--- Begin DATA RECORDS ---
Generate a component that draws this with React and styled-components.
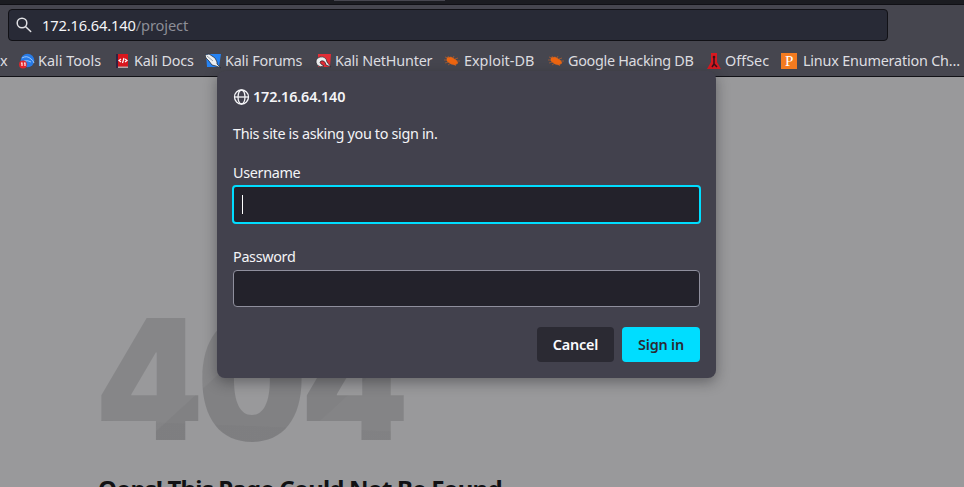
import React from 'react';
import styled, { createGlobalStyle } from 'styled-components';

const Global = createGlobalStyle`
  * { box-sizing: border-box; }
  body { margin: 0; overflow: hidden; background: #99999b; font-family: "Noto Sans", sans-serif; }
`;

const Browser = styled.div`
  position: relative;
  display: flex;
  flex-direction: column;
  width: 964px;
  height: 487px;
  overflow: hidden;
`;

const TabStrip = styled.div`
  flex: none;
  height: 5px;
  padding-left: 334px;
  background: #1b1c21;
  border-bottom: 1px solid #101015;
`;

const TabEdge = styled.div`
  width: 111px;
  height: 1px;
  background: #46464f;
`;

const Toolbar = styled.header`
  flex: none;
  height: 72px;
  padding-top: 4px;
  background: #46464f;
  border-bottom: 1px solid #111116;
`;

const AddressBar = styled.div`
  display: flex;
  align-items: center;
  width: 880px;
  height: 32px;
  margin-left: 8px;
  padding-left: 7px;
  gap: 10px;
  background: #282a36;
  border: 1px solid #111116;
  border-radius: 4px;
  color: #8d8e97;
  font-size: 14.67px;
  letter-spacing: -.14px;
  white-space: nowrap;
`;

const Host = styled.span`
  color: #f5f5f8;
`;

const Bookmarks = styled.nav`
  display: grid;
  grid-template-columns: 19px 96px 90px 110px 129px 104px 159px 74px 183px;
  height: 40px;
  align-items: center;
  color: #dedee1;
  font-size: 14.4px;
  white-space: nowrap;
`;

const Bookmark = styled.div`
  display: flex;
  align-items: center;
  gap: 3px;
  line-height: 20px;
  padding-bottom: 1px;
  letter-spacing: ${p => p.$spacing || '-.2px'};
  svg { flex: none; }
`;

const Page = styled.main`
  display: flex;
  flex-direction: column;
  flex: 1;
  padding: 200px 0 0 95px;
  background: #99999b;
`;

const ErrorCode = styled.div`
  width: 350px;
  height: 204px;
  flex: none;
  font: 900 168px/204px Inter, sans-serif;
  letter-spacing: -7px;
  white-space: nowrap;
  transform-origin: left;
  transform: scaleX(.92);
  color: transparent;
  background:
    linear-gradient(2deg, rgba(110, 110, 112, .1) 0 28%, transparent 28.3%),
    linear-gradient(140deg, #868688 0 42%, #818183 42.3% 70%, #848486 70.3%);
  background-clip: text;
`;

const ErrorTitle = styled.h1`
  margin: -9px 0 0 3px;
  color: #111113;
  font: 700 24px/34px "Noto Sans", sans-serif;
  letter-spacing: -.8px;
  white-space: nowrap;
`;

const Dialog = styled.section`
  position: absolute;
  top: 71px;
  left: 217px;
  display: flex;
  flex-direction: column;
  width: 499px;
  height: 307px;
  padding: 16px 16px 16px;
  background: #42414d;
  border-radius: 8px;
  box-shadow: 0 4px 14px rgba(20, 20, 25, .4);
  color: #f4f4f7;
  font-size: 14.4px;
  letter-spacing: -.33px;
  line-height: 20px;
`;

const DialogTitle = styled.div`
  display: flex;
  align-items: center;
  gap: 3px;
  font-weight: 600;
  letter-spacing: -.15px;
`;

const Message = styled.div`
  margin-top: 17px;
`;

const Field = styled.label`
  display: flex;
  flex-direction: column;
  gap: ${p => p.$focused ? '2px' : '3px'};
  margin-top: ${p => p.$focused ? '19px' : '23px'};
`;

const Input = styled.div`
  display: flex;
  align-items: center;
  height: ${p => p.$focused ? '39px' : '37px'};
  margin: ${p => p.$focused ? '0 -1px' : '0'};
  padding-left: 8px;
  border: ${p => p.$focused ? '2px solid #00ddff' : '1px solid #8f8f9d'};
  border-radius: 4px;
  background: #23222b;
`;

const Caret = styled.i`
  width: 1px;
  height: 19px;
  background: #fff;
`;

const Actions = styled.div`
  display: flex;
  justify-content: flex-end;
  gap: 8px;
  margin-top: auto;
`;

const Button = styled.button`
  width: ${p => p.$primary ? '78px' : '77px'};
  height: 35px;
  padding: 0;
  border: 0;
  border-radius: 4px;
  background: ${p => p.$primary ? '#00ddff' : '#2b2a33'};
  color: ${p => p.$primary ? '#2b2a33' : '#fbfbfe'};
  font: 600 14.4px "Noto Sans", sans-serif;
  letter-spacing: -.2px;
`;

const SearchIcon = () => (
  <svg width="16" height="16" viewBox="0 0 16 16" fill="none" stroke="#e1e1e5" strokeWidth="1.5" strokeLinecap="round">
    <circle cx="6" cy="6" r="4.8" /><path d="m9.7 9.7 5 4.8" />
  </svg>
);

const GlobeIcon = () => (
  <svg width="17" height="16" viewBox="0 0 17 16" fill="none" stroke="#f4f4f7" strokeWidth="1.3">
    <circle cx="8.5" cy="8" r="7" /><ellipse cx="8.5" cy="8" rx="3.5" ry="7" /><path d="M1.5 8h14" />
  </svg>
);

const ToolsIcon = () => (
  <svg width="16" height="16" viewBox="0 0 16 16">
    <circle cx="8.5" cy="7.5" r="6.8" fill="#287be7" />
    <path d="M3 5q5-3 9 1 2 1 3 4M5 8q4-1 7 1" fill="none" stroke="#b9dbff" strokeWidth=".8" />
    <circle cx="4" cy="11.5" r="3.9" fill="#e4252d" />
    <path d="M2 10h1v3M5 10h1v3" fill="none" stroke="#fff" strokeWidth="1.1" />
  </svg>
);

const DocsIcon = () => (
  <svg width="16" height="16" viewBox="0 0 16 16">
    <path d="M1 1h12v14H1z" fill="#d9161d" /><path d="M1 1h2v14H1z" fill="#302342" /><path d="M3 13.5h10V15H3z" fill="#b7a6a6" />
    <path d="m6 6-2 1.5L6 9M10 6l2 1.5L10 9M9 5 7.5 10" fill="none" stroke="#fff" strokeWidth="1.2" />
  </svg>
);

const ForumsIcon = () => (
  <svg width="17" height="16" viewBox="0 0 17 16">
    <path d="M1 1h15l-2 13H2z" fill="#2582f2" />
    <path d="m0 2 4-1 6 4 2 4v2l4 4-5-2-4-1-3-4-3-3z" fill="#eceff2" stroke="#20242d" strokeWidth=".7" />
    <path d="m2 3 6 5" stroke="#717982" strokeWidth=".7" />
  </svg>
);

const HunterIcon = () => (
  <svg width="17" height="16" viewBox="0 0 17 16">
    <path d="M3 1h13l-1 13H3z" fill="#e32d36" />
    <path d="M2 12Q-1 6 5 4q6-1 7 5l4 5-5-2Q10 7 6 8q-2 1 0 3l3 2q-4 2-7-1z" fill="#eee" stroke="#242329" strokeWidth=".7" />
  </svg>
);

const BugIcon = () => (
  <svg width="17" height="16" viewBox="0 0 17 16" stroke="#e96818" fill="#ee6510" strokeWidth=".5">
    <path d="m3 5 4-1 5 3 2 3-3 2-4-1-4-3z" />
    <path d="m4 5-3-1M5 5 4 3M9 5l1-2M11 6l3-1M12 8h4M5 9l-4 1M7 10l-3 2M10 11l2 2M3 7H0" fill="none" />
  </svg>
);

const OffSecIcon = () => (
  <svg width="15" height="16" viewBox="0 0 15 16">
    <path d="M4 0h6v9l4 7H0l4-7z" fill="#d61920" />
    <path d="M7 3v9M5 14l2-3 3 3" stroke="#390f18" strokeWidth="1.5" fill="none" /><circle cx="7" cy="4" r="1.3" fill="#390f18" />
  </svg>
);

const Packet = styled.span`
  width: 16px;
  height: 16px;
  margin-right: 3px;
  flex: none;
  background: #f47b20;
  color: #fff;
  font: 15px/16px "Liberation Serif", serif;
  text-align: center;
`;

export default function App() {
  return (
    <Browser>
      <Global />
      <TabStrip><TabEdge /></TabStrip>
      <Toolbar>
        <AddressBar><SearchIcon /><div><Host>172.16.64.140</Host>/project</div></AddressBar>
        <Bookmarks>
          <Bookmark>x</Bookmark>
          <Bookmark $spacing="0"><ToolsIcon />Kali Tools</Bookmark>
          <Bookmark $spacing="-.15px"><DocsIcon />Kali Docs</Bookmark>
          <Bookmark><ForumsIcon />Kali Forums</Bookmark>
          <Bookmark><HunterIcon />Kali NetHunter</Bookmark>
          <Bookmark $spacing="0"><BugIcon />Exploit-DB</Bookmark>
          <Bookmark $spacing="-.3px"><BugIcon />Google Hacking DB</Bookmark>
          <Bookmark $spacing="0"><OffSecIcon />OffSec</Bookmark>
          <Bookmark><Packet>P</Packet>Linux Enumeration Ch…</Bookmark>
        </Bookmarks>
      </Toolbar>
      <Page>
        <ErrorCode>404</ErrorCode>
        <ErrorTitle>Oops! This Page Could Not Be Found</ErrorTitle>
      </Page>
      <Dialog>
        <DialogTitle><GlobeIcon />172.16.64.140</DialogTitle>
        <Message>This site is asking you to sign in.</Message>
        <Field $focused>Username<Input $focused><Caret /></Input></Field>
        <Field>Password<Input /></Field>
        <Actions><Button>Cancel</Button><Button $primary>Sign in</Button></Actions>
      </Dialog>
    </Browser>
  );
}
--- End DATA RECORDS ---
--- Begin DATA RECORDS ---
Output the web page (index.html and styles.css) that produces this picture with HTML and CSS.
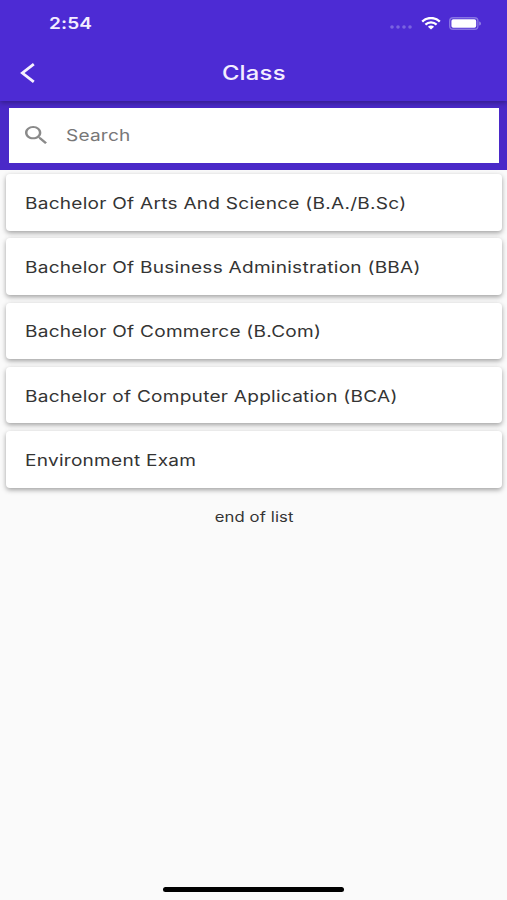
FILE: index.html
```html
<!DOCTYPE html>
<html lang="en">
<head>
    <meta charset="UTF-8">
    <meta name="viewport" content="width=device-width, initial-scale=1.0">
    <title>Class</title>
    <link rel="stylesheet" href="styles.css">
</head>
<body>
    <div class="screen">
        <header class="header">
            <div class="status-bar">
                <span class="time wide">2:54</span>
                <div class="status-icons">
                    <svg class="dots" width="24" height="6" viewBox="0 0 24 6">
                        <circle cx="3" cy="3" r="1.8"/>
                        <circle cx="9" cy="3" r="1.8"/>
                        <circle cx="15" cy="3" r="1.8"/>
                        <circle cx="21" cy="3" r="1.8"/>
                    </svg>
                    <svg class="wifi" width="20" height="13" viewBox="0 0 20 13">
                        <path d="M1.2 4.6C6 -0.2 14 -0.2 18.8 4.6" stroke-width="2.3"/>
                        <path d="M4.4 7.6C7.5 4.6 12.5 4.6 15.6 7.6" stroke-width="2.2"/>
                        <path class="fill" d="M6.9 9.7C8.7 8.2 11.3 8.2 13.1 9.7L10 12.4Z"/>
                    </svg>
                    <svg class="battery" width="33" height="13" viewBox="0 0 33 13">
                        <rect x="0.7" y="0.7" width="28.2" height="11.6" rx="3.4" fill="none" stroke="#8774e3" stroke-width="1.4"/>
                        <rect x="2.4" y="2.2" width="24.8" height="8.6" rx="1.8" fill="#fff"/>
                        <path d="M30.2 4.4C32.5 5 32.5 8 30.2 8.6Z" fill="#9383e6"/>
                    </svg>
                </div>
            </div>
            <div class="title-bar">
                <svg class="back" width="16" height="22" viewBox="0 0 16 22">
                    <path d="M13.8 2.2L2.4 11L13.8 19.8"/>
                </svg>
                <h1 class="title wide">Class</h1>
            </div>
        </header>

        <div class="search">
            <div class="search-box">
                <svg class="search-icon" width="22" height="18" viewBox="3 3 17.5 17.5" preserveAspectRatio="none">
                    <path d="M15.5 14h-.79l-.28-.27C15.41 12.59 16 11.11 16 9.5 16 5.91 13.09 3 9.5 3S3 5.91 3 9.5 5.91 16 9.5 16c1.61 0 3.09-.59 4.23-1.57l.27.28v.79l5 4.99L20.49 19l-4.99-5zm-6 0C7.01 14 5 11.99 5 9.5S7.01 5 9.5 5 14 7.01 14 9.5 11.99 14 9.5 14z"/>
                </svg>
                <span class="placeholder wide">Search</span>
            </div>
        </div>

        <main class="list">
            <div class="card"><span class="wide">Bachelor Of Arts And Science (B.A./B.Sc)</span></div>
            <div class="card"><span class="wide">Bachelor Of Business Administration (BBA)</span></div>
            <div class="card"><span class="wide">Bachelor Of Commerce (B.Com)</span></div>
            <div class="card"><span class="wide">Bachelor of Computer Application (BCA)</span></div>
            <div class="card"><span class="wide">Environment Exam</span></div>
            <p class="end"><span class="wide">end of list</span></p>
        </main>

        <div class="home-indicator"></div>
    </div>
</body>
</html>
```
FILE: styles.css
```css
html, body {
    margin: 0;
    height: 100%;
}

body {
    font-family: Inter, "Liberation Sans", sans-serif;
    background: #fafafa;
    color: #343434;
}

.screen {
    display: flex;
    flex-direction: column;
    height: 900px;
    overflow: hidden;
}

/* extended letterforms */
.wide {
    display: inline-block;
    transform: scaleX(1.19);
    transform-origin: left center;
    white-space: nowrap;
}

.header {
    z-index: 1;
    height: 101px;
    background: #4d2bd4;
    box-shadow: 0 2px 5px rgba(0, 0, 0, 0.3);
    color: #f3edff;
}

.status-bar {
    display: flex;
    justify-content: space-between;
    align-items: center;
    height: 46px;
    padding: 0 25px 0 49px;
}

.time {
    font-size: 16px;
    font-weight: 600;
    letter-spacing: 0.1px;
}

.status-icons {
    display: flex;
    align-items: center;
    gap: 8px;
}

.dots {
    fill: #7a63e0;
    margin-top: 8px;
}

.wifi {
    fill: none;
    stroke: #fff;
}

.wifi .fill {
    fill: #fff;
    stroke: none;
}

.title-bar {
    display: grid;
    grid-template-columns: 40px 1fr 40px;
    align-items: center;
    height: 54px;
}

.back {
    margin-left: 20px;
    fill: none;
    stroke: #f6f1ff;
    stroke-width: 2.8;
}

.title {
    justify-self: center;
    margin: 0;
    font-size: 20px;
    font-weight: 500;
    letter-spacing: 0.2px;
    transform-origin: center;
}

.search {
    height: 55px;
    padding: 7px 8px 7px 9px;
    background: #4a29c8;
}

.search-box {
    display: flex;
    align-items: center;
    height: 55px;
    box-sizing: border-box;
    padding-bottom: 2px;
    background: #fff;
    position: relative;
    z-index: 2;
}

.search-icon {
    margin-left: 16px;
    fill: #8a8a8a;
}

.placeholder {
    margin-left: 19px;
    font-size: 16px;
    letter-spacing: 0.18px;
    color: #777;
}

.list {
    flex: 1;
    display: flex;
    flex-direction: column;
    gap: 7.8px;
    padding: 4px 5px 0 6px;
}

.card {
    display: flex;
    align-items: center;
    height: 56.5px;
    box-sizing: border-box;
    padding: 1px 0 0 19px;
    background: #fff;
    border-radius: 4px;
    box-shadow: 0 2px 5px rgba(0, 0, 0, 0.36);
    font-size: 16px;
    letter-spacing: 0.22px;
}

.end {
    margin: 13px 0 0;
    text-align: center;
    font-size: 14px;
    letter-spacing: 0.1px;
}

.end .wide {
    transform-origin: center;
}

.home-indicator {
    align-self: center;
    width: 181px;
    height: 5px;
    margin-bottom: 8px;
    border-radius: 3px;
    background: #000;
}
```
--- End DATA RECORDS ---
◆ INSTRUCTIONS FOR THE TASK:
Every line of the listing that holds "with" should be found and copied.

◆ FINAL RESULT:
Generate a component that draws this with React and styled-components.
Output the web page (index.html and styles.css) that produces this picture with HTML and CSS.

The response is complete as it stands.